- **RECORDED INFORMATION**
┄┄┄┄┄┄┄┄┄┄
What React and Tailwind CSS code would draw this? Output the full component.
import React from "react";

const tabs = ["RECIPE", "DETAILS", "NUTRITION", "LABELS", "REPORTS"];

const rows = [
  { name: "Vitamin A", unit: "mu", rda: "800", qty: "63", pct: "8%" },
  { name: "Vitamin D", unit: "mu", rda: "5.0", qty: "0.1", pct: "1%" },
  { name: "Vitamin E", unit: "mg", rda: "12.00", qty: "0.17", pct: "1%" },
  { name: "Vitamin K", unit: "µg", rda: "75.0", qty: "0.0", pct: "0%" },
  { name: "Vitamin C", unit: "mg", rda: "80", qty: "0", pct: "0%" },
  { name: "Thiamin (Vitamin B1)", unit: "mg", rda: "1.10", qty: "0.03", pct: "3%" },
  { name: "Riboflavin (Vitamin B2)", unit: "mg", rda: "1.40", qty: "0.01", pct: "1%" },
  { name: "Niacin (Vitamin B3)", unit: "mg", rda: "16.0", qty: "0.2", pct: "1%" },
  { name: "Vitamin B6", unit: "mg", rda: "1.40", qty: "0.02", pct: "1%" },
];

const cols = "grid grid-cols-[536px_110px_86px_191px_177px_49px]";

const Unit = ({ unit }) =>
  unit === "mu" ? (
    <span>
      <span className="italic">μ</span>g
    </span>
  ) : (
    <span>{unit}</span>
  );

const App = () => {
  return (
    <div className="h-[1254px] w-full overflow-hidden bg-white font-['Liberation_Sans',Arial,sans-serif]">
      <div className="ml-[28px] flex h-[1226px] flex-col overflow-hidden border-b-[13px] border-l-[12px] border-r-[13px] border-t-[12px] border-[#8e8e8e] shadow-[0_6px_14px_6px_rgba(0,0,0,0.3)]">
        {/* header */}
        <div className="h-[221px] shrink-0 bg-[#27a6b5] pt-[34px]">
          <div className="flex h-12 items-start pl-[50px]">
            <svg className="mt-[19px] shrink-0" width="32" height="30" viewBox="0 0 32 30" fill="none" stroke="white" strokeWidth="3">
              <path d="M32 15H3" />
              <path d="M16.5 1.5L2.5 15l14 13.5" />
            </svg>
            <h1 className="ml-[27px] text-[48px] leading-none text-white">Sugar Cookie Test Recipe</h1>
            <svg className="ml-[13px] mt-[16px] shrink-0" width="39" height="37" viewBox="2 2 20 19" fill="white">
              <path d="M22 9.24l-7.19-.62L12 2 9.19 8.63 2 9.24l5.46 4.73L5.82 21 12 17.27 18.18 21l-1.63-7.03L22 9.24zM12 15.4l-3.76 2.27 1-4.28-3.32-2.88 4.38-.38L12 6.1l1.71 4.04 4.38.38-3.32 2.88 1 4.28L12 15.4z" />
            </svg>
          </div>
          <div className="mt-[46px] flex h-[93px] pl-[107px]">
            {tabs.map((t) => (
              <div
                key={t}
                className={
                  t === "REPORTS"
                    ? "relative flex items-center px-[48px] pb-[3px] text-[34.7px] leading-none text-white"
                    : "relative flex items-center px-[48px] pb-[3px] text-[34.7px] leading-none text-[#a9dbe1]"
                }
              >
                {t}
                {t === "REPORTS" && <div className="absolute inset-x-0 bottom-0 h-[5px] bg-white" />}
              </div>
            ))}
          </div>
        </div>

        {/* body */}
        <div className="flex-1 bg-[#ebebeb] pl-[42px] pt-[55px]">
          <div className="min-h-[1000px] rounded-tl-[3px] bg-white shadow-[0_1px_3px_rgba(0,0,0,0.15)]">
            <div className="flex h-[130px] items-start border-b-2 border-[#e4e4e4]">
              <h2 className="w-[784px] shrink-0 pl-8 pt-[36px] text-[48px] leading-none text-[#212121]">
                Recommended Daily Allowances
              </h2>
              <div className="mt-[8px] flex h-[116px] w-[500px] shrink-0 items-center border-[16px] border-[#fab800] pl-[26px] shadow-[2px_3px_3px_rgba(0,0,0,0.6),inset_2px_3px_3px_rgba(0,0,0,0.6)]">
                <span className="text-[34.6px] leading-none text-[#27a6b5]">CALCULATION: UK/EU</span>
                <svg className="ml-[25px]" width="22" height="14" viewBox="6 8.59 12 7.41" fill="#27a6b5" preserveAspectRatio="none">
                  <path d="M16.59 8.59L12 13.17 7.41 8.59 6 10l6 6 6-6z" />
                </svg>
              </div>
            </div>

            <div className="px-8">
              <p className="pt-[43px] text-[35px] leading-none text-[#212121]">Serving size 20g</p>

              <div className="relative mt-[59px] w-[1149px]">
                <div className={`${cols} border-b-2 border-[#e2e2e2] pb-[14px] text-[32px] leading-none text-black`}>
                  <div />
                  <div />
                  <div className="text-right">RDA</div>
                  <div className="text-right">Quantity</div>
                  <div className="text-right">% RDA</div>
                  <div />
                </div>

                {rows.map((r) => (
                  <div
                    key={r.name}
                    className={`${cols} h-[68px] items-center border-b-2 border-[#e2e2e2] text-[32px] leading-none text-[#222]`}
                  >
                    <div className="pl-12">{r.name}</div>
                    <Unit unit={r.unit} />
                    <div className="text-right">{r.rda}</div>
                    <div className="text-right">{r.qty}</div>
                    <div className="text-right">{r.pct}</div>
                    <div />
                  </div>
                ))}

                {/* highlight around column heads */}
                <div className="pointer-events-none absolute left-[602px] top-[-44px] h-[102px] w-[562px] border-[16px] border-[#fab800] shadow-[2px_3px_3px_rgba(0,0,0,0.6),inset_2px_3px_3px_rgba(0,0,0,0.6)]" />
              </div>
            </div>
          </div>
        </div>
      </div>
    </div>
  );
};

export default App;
┄┄┄┄┄┄┄┄┄┄
- **STATED TASK**
Output the listing above without altering a single character.

- **TASK ANSWER**
What React and Tailwind CSS code would draw this? Output the full component.
import React from "react";

const tabs = ["RECIPE", "DETAILS", "NUTRITION", "LABELS", "REPORTS"];

const rows = [
  { name: "Vitamin A", unit: "mu", rda: "800", qty: "63", pct: "8%" },
  { name: "Vitamin D", unit: "mu", rda: "5.0", qty: "0.1", pct: "1%" },
  { name: "Vitamin E", unit: "mg", rda: "12.00", qty: "0.17", pct: "1%" },
  { name: "Vitamin K", unit: "µg", rda: "75.0", qty: "0.0", pct: "0%" },
  { name: "Vitamin C", unit: "mg", rda: "80", qty: "0", pct: "0%" },
  { name: "Thiamin (Vitamin B1)", unit: "mg", rda: "1.10", qty: "0.03", pct: "3%" },
  { name: "Riboflavin (Vitamin B2)", unit: "mg", rda: "1.40", qty: "0.01", pct: "1%" },
  { name: "Niacin (Vitamin B3)", unit: "mg", rda: "16.0", qty: "0.2", pct: "1%" },
  { name: "Vitamin B6", unit: "mg", rda: "1.40", qty: "0.02", pct: "1%" },
];

const cols = "grid grid-cols-[536px_110px_86px_191px_177px_49px]";

const Unit = ({ unit }) =>
  unit === "mu" ? (
    <span>
      <span className="italic">μ</span>g
    </span>
  ) : (
    <span>{unit}</span>
  );

const App = () => {
  return (
    <div className="h-[1254px] w-full overflow-hidden bg-white font-['Liberation_Sans',Arial,sans-serif]">
      <div className="ml-[28px] flex h-[1226px] flex-col overflow-hidden border-b-[13px] border-l-[12px] border-r-[13px] border-t-[12px] border-[#8e8e8e] shadow-[0_6px_14px_6px_rgba(0,0,0,0.3)]">
        {/* header */}
        <div className="h-[221px] shrink-0 bg-[#27a6b5] pt-[34px]">
          <div className="flex h-12 items-start pl-[50px]">
            <svg className="mt-[19px] shrink-0" width="32" height="30" viewBox="0 0 32 30" fill="none" stroke="white" strokeWidth="3">
              <path d="M32 15H3" />
              <path d="M16.5 1.5L2.5 15l14 13.5" />
            </svg>
            <h1 className="ml-[27px] text-[48px] leading-none text-white">Sugar Cookie Test Recipe</h1>
            <svg className="ml-[13px] mt-[16px] shrink-0" width="39" height="37" viewBox="2 2 20 19" fill="white">
              <path d="M22 9.24l-7.19-.62L12 2 9.19 8.63 2 9.24l5.46 4.73L5.82 21 12 17.27 18.18 21l-1.63-7.03L22 9.24zM12 15.4l-3.76 2.27 1-4.28-3.32-2.88 4.38-.38L12 6.1l1.71 4.04 4.38.38-3.32 2.88 1 4.28L12 15.4z" />
            </svg>
          </div>
          <div className="mt-[46px] flex h-[93px] pl-[107px]">
            {tabs.map((t) => (
              <div
                key={t}
                className={
                  t === "REPORTS"
                    ? "relative flex items-center px-[48px] pb-[3px] text-[34.7px] leading-none text-white"
                    : "relative flex items-center px-[48px] pb-[3px] text-[34.7px] leading-none text-[#a9dbe1]"
                }
              >
                {t}
                {t === "REPORTS" && <div className="absolute inset-x-0 bottom-0 h-[5px] bg-white" />}
              </div>
            ))}
          </div>
        </div>

        {/* body */}
        <div className="flex-1 bg-[#ebebeb] pl-[42px] pt-[55px]">
          <div className="min-h-[1000px] rounded-tl-[3px] bg-white shadow-[0_1px_3px_rgba(0,0,0,0.15)]">
            <div className="flex h-[130px] items-start border-b-2 border-[#e4e4e4]">
              <h2 className="w-[784px] shrink-0 pl-8 pt-[36px] text-[48px] leading-none text-[#212121]">
                Recommended Daily Allowances
              </h2>
              <div className="mt-[8px] flex h-[116px] w-[500px] shrink-0 items-center border-[16px] border-[#fab800] pl-[26px] shadow-[2px_3px_3px_rgba(0,0,0,0.6),inset_2px_3px_3px_rgba(0,0,0,0.6)]">
                <span className="text-[34.6px] leading-none text-[#27a6b5]">CALCULATION: UK/EU</span>
                <svg className="ml-[25px]" width="22" height="14" viewBox="6 8.59 12 7.41" fill="#27a6b5" preserveAspectRatio="none">
                  <path d="M16.59 8.59L12 13.17 7.41 8.59 6 10l6 6 6-6z" />
                </svg>
              </div>
            </div>

            <div className="px-8">
              <p className="pt-[43px] text-[35px] leading-none text-[#212121]">Serving size 20g</p>

              <div className="relative mt-[59px] w-[1149px]">
                <div className={`${cols} border-b-2 border-[#e2e2e2] pb-[14px] text-[32px] leading-none text-black`}>
                  <div />
                  <div />
                  <div className="text-right">RDA</div>
                  <div className="text-right">Quantity</div>
                  <div className="text-right">% RDA</div>
                  <div />
                </div>

                {rows.map((r) => (
                  <div
                    key={r.name}
                    className={`${cols} h-[68px] items-center border-b-2 border-[#e2e2e2] text-[32px] leading-none text-[#222]`}
                  >
                    <div className="pl-12">{r.name}</div>
                    <Unit unit={r.unit} />
                    <div className="text-right">{r.rda}</div>
                    <div className="text-right">{r.qty}</div>
                    <div className="text-right">{r.pct}</div>
                    <div />
                  </div>
                ))}

                {/* highlight around column heads */}
                <div className="pointer-events-none absolute left-[602px] top-[-44px] h-[102px] w-[562px] border-[16px] border-[#fab800] shadow-[2px_3px_3px_rgba(0,0,0,0.6),inset_2px_3px_3px_rgba(0,0,0,0.6)]" />
              </div>
            </div>
          </div>
        </div>
      </div>
    </div>
  );
};

export default App;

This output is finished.